------ Stored data ------
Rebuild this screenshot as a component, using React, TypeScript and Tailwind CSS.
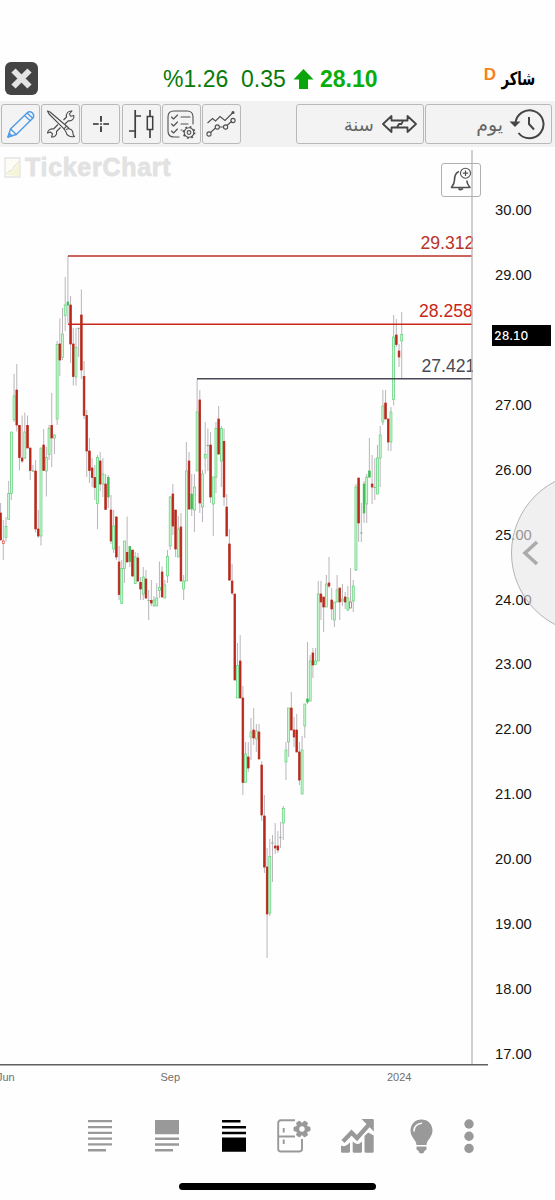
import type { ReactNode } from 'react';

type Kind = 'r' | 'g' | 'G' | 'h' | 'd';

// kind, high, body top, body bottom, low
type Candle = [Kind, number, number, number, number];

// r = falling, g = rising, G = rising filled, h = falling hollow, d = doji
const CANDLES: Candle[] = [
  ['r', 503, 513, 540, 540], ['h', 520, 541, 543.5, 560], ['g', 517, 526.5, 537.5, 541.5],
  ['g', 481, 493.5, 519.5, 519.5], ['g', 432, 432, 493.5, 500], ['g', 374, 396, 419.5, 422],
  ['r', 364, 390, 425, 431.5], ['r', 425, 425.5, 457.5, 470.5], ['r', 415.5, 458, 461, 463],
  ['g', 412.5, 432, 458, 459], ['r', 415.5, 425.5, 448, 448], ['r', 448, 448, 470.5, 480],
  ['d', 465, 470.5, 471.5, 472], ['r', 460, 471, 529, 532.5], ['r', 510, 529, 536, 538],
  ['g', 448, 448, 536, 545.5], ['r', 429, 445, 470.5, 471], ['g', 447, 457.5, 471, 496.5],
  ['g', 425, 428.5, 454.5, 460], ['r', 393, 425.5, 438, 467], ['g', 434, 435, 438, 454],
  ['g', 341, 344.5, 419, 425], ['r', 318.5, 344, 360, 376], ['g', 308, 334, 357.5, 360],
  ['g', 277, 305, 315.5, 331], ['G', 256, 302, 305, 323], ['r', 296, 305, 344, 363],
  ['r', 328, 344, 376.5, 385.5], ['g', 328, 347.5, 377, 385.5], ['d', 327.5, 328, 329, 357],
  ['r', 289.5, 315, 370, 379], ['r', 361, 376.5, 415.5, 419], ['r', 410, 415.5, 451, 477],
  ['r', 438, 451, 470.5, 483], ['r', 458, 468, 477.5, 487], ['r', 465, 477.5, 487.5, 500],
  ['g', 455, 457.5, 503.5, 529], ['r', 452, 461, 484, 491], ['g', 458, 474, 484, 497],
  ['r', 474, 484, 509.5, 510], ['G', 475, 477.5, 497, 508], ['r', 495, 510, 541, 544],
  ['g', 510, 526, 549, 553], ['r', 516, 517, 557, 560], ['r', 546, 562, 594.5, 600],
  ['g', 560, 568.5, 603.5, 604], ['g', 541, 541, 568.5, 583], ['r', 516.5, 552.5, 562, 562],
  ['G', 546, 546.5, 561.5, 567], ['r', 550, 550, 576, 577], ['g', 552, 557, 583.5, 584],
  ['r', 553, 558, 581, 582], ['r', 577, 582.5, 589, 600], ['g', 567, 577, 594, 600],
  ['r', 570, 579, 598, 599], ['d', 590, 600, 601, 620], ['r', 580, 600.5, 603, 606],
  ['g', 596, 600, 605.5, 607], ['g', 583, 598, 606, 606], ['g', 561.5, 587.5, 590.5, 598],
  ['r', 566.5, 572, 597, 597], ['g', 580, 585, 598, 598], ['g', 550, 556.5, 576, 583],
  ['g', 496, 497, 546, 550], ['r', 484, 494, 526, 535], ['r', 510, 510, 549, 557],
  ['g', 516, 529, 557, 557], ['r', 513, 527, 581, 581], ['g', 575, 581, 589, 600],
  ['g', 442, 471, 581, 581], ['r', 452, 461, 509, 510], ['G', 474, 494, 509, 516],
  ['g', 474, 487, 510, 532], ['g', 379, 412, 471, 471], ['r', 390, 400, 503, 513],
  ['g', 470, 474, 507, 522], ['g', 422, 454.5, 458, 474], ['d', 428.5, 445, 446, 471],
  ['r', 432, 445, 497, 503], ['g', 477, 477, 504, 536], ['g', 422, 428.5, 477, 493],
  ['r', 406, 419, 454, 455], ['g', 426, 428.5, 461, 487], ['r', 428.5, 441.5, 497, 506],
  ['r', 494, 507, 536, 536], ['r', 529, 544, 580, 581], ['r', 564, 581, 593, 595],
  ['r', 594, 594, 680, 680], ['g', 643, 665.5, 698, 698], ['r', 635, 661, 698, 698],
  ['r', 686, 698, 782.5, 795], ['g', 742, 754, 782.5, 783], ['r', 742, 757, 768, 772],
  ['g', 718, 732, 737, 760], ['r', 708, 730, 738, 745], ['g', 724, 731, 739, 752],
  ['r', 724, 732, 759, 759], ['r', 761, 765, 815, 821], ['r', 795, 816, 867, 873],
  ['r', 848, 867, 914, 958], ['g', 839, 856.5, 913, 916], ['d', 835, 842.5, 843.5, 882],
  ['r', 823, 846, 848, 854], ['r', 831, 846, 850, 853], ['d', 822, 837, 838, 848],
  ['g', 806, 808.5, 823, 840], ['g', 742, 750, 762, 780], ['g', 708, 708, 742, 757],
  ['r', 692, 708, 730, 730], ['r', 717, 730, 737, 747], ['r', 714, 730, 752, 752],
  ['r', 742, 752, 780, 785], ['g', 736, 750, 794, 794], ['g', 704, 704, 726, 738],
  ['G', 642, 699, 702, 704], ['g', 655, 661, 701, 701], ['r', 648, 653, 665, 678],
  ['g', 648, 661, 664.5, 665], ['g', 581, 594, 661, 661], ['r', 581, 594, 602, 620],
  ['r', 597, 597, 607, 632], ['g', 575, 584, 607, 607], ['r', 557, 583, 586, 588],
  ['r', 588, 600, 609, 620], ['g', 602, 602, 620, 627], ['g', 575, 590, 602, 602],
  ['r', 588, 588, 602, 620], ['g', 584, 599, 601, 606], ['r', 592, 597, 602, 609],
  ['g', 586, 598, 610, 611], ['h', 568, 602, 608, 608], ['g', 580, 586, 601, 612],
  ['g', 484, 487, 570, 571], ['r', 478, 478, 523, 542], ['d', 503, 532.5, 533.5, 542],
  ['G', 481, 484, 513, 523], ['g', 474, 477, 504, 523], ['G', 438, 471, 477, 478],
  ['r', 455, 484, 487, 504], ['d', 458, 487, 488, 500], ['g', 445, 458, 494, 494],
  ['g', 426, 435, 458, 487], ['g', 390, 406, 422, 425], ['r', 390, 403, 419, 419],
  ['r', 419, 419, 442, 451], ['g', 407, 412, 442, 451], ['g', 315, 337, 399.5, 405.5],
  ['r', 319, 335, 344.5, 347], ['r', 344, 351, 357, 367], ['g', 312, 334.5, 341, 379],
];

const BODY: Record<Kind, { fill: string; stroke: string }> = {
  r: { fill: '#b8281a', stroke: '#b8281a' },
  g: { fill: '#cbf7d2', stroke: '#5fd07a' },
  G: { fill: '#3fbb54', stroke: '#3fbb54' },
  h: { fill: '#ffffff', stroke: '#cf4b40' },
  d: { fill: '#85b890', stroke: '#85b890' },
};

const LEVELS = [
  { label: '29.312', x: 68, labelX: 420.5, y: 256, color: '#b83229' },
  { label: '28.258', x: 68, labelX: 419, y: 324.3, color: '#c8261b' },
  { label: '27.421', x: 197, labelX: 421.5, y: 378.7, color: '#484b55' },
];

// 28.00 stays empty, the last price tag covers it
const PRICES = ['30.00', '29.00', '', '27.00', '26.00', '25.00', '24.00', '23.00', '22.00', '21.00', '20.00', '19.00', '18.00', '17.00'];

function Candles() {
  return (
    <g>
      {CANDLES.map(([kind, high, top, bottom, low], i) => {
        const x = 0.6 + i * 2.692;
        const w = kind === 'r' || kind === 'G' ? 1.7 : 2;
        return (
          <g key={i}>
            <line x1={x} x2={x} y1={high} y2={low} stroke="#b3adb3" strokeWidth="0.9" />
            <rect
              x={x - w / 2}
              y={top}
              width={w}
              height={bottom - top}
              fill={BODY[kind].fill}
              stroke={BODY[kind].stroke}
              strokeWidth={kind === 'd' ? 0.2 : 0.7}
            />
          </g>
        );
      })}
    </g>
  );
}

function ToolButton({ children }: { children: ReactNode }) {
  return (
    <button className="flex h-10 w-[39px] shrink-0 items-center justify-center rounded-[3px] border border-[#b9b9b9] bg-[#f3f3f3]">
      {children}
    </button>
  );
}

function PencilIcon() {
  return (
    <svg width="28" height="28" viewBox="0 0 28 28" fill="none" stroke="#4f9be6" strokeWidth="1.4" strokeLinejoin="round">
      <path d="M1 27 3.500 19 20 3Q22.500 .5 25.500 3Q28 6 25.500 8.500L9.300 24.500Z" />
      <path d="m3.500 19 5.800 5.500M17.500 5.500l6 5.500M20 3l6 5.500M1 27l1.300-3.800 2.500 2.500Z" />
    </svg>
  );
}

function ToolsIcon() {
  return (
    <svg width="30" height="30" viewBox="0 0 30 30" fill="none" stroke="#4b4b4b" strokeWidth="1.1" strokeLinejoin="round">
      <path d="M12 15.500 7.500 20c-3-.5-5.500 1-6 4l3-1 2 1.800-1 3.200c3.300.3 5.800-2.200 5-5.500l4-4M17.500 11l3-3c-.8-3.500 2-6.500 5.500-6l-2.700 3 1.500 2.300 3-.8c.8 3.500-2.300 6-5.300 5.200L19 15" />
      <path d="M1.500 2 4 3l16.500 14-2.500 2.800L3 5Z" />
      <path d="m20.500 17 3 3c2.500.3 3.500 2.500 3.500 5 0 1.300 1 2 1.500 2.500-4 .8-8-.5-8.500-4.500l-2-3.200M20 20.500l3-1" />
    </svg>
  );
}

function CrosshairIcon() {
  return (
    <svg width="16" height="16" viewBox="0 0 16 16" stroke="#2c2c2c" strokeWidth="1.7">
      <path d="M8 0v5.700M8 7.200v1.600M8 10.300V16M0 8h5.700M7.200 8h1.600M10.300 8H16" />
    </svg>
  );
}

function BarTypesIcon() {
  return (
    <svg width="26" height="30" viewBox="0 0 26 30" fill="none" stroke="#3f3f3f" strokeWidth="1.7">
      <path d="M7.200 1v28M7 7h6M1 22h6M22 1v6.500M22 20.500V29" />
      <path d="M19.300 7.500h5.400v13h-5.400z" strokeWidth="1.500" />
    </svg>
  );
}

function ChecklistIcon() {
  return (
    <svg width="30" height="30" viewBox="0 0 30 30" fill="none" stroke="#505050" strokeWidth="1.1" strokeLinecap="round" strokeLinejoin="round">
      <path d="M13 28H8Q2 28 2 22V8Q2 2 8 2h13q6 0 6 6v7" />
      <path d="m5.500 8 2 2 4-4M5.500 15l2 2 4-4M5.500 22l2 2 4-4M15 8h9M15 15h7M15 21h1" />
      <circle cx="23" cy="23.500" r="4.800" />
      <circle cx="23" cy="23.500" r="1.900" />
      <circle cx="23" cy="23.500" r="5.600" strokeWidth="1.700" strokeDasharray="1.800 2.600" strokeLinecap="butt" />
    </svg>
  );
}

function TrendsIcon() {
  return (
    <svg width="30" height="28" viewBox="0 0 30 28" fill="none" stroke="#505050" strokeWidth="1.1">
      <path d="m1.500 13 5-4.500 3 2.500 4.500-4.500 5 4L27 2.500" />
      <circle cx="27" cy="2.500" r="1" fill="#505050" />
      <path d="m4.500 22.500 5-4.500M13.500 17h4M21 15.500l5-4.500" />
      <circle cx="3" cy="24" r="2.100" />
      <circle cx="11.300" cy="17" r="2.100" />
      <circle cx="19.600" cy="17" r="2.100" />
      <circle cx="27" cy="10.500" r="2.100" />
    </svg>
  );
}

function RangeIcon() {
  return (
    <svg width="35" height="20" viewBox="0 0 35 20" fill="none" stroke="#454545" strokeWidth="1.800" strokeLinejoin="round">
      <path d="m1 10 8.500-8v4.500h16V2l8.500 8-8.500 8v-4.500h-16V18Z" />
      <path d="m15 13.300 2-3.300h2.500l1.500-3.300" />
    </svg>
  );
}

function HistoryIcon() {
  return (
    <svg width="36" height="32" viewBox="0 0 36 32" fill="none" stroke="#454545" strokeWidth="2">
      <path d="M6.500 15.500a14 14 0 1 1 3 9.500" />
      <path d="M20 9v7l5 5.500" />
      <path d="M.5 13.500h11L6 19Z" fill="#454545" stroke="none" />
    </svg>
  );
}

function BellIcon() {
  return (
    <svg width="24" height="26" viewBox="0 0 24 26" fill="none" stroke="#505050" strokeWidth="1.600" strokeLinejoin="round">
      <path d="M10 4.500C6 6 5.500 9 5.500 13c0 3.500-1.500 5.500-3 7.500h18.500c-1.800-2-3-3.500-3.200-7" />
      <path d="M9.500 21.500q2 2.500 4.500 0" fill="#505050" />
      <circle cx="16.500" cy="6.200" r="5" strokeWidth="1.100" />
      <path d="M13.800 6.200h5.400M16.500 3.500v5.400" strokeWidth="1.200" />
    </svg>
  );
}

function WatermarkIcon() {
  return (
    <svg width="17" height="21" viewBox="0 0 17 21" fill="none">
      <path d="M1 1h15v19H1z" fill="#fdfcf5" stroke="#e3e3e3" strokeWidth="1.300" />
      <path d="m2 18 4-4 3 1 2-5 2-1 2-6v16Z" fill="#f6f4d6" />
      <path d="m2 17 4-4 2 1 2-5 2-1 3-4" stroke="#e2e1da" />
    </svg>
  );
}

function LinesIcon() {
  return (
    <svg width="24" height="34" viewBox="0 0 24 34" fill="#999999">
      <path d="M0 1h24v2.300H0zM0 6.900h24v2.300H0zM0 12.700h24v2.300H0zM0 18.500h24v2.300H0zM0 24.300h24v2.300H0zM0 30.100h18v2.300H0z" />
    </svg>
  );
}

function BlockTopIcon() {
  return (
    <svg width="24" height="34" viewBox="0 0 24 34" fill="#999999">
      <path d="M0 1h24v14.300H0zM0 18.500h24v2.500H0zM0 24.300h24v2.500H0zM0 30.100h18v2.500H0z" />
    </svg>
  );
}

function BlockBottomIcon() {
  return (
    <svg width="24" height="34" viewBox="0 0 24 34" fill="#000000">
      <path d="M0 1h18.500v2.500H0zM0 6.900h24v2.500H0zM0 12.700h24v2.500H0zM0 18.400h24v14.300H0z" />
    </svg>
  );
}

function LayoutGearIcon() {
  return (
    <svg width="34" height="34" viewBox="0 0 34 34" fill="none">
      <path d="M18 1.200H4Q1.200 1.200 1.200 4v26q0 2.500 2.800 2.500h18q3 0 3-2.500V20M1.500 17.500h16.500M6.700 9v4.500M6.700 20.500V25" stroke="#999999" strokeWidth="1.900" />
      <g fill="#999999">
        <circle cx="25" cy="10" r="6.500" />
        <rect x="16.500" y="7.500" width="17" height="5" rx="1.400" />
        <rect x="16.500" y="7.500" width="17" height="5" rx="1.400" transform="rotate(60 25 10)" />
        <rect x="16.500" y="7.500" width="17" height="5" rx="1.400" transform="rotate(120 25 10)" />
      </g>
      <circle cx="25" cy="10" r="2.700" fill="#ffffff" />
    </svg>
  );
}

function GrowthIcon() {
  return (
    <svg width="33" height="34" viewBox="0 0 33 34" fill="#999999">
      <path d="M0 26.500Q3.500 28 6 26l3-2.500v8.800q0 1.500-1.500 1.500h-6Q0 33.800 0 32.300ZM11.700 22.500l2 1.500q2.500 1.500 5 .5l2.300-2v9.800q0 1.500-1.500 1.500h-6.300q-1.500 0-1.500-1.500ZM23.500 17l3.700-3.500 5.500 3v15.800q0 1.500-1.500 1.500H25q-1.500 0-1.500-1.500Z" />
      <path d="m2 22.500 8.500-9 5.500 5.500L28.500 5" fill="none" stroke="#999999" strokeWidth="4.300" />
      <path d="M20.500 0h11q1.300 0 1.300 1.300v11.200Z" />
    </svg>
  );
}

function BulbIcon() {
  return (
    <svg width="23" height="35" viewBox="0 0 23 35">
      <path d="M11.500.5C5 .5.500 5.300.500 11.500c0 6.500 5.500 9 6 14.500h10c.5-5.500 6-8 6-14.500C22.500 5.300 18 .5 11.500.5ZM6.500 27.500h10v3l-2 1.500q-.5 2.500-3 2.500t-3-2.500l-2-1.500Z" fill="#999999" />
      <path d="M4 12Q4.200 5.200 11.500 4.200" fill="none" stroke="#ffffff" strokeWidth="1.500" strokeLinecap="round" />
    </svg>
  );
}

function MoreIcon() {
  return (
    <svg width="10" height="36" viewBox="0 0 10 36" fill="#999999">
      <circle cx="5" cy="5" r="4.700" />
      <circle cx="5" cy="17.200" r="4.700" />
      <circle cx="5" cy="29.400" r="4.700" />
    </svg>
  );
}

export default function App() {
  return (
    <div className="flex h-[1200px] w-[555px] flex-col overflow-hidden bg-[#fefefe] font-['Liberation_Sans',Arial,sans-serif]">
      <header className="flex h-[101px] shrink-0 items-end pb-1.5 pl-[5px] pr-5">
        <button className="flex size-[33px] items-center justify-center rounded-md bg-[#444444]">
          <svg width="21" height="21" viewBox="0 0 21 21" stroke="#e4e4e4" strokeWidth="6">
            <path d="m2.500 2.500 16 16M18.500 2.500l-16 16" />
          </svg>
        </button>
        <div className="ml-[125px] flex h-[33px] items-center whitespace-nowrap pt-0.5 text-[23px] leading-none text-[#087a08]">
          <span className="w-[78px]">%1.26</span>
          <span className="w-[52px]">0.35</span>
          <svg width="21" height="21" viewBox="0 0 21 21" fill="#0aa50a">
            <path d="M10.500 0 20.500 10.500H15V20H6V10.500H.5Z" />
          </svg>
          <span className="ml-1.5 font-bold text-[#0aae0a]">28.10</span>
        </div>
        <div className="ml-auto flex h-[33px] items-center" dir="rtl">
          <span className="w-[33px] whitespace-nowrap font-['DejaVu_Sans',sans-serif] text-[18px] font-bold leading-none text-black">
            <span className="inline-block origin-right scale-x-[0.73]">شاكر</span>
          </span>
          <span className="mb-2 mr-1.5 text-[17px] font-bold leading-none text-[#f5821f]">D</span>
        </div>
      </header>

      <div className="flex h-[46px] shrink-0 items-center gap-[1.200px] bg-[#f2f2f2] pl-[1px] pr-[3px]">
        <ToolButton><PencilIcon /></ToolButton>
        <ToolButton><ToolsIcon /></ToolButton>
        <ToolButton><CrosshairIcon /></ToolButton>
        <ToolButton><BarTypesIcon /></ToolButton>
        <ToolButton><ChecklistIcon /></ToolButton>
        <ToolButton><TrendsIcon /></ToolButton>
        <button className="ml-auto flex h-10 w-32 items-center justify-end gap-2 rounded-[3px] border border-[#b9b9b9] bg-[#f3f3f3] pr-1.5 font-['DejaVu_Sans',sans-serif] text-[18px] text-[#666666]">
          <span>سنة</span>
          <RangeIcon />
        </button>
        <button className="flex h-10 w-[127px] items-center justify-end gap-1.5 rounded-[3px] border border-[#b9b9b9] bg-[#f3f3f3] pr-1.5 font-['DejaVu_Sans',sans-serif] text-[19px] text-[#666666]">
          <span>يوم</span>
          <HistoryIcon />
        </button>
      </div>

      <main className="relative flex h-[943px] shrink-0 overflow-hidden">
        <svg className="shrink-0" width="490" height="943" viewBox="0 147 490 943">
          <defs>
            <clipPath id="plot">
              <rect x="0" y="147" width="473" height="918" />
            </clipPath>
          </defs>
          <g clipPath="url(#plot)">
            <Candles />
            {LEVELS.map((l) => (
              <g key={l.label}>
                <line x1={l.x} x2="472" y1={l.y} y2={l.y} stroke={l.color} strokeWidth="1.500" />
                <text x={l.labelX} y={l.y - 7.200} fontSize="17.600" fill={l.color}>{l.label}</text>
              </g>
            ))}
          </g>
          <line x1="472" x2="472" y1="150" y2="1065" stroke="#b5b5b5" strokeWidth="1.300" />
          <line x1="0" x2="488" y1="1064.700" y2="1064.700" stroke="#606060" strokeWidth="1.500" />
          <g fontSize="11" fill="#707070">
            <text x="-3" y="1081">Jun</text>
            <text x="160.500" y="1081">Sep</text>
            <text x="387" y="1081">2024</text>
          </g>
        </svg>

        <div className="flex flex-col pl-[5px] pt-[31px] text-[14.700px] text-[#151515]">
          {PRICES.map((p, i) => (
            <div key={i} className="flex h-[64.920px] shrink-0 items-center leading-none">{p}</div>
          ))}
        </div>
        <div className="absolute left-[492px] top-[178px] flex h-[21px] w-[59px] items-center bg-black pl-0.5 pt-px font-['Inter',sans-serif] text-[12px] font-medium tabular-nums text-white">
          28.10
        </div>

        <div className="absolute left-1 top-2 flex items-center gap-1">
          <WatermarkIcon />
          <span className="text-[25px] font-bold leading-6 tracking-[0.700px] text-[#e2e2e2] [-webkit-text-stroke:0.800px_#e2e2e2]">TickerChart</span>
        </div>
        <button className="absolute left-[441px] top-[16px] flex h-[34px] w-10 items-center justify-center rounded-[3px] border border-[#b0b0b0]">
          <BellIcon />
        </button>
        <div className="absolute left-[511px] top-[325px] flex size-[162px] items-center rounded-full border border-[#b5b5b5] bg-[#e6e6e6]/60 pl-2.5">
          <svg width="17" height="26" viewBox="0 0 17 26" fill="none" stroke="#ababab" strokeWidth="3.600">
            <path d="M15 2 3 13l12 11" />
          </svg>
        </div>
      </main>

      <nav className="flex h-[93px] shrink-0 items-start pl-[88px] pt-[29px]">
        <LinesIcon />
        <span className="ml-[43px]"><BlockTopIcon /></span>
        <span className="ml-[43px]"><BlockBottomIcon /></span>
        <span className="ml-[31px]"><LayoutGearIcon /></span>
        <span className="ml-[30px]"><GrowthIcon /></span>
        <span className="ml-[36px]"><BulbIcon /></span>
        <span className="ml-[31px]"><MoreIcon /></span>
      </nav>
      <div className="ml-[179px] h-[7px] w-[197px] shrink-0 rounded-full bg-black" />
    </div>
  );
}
------
- [Requirement] Leave out the pictures. Transcribe only the lines above, from the first through the one that contains "type Candle = [Kind, number, number, number, number];".

- [Response]
Rebuild this screenshot as a component, using React, TypeScript and Tailwind CSS.
import type { ReactNode } from 'react';

type Kind = 'r' | 'g' | 'G' | 'h' | 'd';

// kind, high, body top, body bottom, low
type Candle = [Kind, number, number, number, number];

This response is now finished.